Я смотрела в огонь и мысленно сжигала свою фанатичную веру, семнадцать лет мракобесия, нелепые и дикие обычаи.
Когда костёр погас, то я развеяла по ветру лёгкий пепел, а золу и непрогоревшие сгустки синтетики закопала в глубокой яме. Ещё один круг замкнулся.
Глава 5. Дорога домой
или глава о том, как я жила уже после Церкви вплоть до настоящего момента. Здесь вы найдёте краткое содержание моей третьей книги, и я очень хочу её написать, ведь это самая важная часть моей истории. Она о том, как я, выйдя на свободу из духовной тюрьмы, изо всех сил кинулась искать себя потерянную
В моей давно забытой прежней жизни у меня имелось хорошее правило: если не знаешь, как поступить, то задай вопрос «в пространство» и внимательно следи, откуда придёт ответ. Он обязательно придёт, но каким образом, никогда не угадаешь – тебе может броситься в глаза строчка в книге или яркая афиша с названием фильма, что называется, в тему. Порой в голове начинает звучать популярная песенка тоже в тему, и пьяный прохожий может уставиться на тебя мутными глазами и хрипло выкрикнуть то, что ты хочешь узнать, или в транспорте вдруг явно услышится нужный ответ в чьей-то реплике.

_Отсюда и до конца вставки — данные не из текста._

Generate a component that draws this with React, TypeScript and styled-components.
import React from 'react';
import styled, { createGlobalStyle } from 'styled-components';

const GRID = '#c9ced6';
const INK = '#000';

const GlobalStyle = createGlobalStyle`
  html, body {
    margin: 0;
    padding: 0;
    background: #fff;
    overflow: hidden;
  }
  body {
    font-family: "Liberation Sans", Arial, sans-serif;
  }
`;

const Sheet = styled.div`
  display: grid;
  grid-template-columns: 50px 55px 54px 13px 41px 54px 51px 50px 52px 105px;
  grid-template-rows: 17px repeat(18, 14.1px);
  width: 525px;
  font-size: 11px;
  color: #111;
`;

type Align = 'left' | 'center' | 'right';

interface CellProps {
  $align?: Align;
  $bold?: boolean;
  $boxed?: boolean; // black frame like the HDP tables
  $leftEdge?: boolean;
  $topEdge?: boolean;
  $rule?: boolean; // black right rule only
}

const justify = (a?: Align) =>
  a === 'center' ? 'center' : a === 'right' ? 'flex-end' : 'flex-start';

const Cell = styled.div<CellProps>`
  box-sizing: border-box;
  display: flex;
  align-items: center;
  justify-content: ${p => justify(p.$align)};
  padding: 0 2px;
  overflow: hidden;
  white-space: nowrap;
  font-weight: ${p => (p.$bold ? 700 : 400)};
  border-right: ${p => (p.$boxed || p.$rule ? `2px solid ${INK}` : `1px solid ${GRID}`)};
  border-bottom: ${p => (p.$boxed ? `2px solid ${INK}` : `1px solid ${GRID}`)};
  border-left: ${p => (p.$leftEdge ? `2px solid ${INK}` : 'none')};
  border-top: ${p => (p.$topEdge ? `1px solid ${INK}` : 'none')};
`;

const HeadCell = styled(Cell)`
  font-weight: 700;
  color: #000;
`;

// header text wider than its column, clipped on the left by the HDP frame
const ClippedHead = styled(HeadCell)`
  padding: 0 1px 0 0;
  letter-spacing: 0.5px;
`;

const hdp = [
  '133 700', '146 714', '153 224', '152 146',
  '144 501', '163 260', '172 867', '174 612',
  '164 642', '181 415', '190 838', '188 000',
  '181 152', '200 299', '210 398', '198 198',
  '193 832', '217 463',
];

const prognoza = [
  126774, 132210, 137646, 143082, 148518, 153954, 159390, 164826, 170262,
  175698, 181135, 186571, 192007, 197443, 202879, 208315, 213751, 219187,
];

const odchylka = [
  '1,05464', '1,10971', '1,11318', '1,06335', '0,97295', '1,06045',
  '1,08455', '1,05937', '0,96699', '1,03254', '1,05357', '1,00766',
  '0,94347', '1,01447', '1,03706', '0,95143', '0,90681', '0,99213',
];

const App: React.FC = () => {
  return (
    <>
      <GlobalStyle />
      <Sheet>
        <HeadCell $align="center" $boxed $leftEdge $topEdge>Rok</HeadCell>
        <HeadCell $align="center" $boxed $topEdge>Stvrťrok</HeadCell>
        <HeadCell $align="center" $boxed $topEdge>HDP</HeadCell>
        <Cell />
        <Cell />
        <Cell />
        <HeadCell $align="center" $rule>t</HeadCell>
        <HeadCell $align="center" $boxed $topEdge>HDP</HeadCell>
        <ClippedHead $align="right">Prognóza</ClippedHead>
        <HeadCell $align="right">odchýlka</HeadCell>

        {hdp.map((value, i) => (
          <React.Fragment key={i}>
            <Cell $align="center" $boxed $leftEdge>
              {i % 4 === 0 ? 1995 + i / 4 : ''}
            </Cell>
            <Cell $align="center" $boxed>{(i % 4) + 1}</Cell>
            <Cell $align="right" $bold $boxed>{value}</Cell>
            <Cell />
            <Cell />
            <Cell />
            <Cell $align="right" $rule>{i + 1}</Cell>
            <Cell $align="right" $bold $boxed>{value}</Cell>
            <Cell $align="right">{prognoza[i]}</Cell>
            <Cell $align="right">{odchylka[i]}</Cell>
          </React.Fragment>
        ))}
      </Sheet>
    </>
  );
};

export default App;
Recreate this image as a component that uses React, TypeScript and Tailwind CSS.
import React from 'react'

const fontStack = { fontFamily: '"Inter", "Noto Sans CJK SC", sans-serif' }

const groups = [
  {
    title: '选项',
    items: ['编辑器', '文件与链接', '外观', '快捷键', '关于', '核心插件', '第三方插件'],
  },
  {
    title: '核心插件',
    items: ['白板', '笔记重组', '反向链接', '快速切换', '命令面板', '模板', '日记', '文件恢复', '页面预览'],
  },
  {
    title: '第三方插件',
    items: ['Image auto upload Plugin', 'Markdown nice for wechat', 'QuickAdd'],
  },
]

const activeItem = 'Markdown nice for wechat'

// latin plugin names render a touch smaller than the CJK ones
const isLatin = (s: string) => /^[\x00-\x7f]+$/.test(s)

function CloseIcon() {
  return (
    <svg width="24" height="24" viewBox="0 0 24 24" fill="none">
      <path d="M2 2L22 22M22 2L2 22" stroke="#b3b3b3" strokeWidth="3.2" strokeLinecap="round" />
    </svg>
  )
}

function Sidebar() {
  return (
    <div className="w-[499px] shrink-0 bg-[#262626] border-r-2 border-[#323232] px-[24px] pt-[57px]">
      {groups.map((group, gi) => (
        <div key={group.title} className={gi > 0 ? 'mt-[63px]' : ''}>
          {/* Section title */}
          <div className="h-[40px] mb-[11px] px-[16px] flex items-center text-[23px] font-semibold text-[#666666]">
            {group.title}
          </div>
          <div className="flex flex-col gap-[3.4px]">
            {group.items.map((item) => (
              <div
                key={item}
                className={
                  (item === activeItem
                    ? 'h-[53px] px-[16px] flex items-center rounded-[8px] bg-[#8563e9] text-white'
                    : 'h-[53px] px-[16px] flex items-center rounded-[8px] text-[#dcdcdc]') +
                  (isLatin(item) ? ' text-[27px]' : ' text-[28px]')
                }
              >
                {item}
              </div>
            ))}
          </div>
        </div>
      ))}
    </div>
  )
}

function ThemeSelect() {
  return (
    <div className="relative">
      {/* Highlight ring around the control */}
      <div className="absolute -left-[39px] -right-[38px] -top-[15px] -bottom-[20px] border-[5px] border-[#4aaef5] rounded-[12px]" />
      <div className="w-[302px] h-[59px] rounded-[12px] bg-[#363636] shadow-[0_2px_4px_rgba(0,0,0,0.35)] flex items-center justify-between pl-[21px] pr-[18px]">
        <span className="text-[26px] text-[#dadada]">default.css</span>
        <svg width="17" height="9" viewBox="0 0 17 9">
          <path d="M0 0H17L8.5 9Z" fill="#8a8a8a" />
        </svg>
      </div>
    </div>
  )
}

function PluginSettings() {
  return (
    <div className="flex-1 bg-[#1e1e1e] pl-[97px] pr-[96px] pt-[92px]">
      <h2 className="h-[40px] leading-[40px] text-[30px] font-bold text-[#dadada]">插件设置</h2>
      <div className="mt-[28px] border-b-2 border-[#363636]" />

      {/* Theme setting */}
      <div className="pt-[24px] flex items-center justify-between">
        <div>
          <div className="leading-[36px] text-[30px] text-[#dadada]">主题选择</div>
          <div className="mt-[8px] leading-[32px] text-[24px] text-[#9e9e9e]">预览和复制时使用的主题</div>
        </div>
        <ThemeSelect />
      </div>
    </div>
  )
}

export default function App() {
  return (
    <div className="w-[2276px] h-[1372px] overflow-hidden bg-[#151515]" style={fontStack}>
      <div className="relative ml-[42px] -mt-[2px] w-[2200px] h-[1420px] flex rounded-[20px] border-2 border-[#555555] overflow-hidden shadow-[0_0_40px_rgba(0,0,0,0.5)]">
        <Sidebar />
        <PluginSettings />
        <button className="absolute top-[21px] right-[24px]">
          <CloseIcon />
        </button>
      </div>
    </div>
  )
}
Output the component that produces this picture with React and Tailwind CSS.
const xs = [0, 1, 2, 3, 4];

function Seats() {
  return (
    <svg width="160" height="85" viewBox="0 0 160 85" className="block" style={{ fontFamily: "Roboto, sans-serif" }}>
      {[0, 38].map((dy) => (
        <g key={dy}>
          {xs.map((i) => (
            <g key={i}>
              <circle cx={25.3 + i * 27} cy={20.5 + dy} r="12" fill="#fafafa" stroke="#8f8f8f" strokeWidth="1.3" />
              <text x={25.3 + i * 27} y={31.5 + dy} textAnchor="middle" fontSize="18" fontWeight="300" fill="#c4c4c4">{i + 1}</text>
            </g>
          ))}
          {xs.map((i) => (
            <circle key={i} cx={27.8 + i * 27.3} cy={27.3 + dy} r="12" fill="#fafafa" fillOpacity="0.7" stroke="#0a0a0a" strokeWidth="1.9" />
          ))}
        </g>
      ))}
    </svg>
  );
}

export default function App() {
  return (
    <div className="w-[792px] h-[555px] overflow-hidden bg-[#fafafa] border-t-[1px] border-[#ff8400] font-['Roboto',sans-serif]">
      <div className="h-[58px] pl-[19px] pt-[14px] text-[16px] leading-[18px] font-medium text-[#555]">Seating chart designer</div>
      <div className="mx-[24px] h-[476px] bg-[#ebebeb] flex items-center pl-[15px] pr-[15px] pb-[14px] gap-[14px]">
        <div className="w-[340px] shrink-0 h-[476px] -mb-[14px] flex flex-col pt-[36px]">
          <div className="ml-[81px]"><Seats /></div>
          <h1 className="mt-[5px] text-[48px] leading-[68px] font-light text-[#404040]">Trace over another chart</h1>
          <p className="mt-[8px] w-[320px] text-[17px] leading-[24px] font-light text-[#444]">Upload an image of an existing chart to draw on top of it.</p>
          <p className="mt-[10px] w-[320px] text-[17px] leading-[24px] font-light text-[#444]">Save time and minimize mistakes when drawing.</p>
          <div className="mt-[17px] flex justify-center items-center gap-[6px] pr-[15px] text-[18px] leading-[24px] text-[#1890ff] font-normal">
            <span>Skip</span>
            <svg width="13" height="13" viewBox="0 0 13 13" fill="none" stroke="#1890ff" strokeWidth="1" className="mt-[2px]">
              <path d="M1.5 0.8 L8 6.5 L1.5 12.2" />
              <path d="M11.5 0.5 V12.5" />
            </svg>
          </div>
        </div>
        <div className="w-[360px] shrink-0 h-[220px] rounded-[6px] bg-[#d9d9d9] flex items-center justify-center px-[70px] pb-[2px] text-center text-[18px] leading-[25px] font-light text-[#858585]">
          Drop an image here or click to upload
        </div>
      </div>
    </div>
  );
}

А если сомневаешься, то всегда можно переспросить, правильно ли понят тот самый ответ, и дружелюбное «пространство» охотно повторит, ему не трудно.
И вот в новой жизни мне пришлось заново вспоминать этот забавный навык работы с «пространством» или с подсознанием – терминов много, выбирайте любой, какой вам больше нравится. Главное, относиться к процессу, как к игре, и не забывать получать от него удовольствие.
Когда я летала на параплане над крымскими горами, то конечно же задала свой главный вопрос в сияющее пространство. Захлёбываясь от встречного потока воздуха, я спросила классическое: «Что делать?».
Мироздание не обиделось на проклятый русский вопрос, и я получила чёткий ответ буквально через неделю, когда после Крыма навестила по дороге своих тётушек в старинном украинском городе, возникшем ещё во времена Киевской Руси.
Я не виделась с мамиными двоюродными сёстрами ровно тридцать лет, но всё это время мы состояли в переписке, изредка перезваниваясь по телефону, и с радостью обнаружили множество общих интересов, основанных не только на кровном родстве.
Я призналась в разговоре, что мы давно хотим уехать из России, осталось только понять, куда и как? Действительно, мы с Алькой ещё со времён её студенчества искали разные варианты в Канаде, Австралии и даже в Новой Зеландии, и теперь они с мужем ходили в греческое посольство на языковые курсы, чтобы попробовать подать документы на выезд в Грецию, но все доступные нам способы не внушали доверия.
Нам очень не хотелось ехать на унизительных условиях и начинать с нуля, работая прислугой, поэтому мы искали подходящую программу для творческих людей или для молодых учёных. Аля в тот момент закончила аспирантуру, а её муж защитил диссертацию ещё до их свадьбы, у меня теперь имелся статус члена творческого союза, входящего в ЮНЕСКО.
Но моя тётя Люся, выслушав меня, сказала, что куда бы мы не поехали даже по самой лучшей программе, мы всегда будем чувствовать себя чужими, зато у нас есть дальняя родственница Ира, она смогла сделать себе эстонские документы, и теперь живёт в Таллинне. И если подумать, то у нас с ней примерно одинаковые права – мама той Иры и моя мама обе чистокровные эстонки, так почему бы нам всем не попробовать выехать в Эстонию, раз есть такая возможность?